To give one obvious example, OCR 2017/625 applies via Annex 2 of the Protocol and thus comes into domestic law via section 7A of the 2018 Act. It defines NI as part of the territory of the EU rather than NI. Given the complete supremacy of section 7A, this overrides all other legal provisions, including the constitutional safeguards in the 1998 Act.

There will be many efforts to muddle the conversation in the coming days and weeks by those who wish to sow confusion amongst unionism and create pressure to compromise. The key tests are simple, they can’t be fudged or finessed. There is no way around them.
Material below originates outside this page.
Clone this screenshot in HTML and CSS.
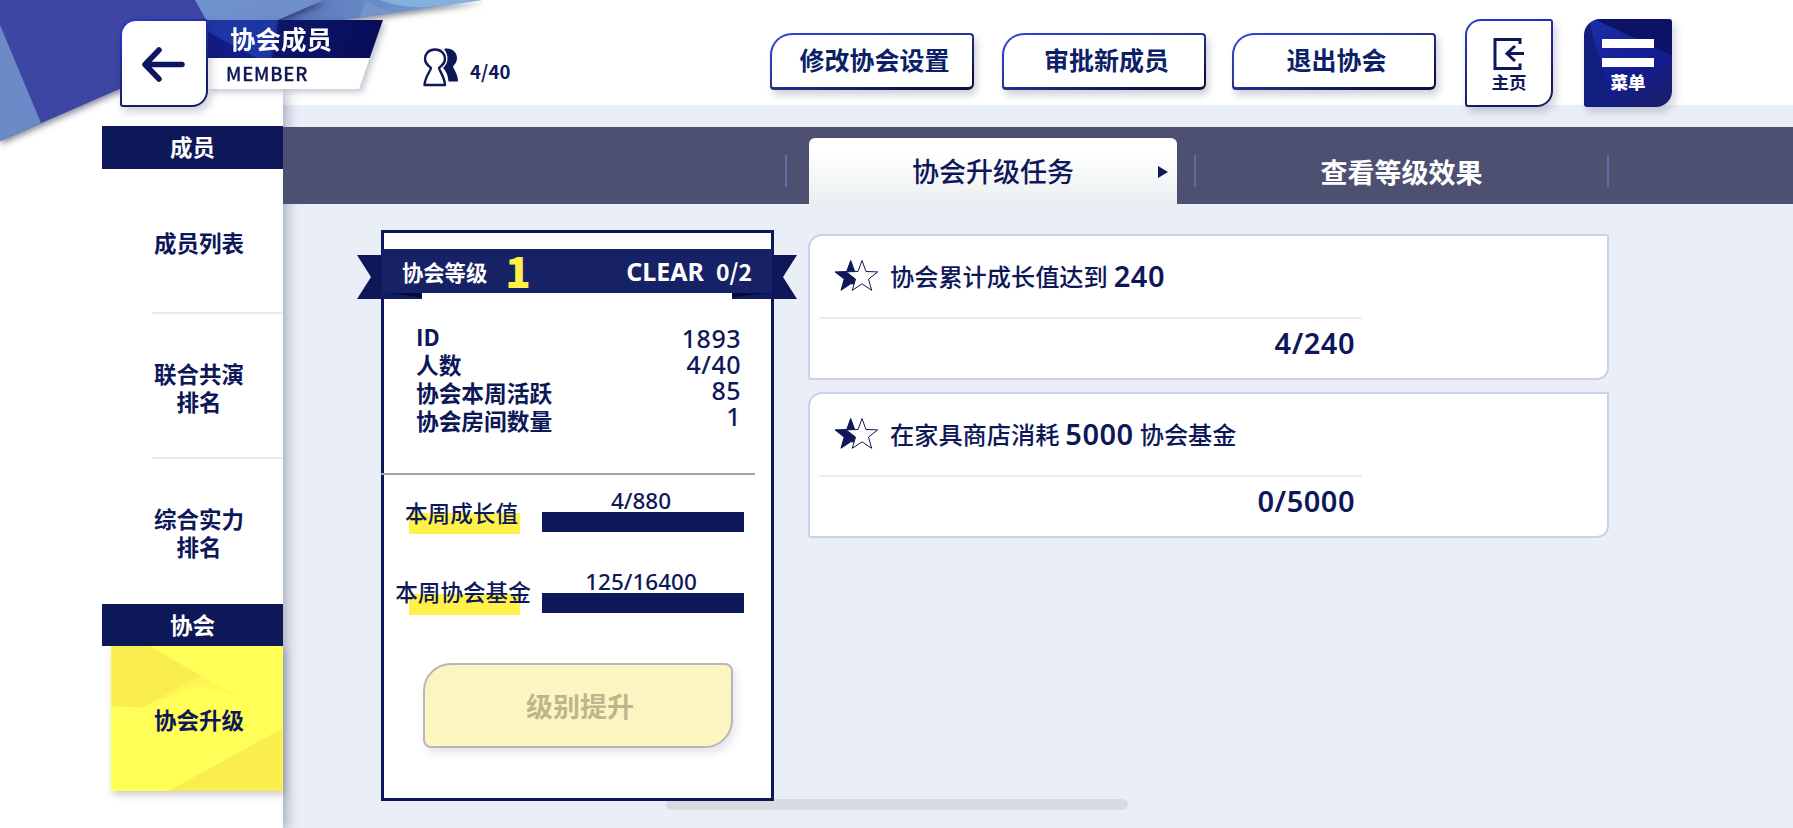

The Centre for Union, and many others across unionism both in NI and in GB, will be watching closely to ensure complete fidelity to the tests and to ensure citizens of the United Kingdom receive an honest assessment of the true impact of any deal which transpires.

If the price of Stormont is accepting a ‘deal’ which fails to- in substance as well as symbolically- restore the Acts of Union and thus Northern Ireland’s constitutional status, then it is a price no unionist could ever pay, and nor should ever consider paying.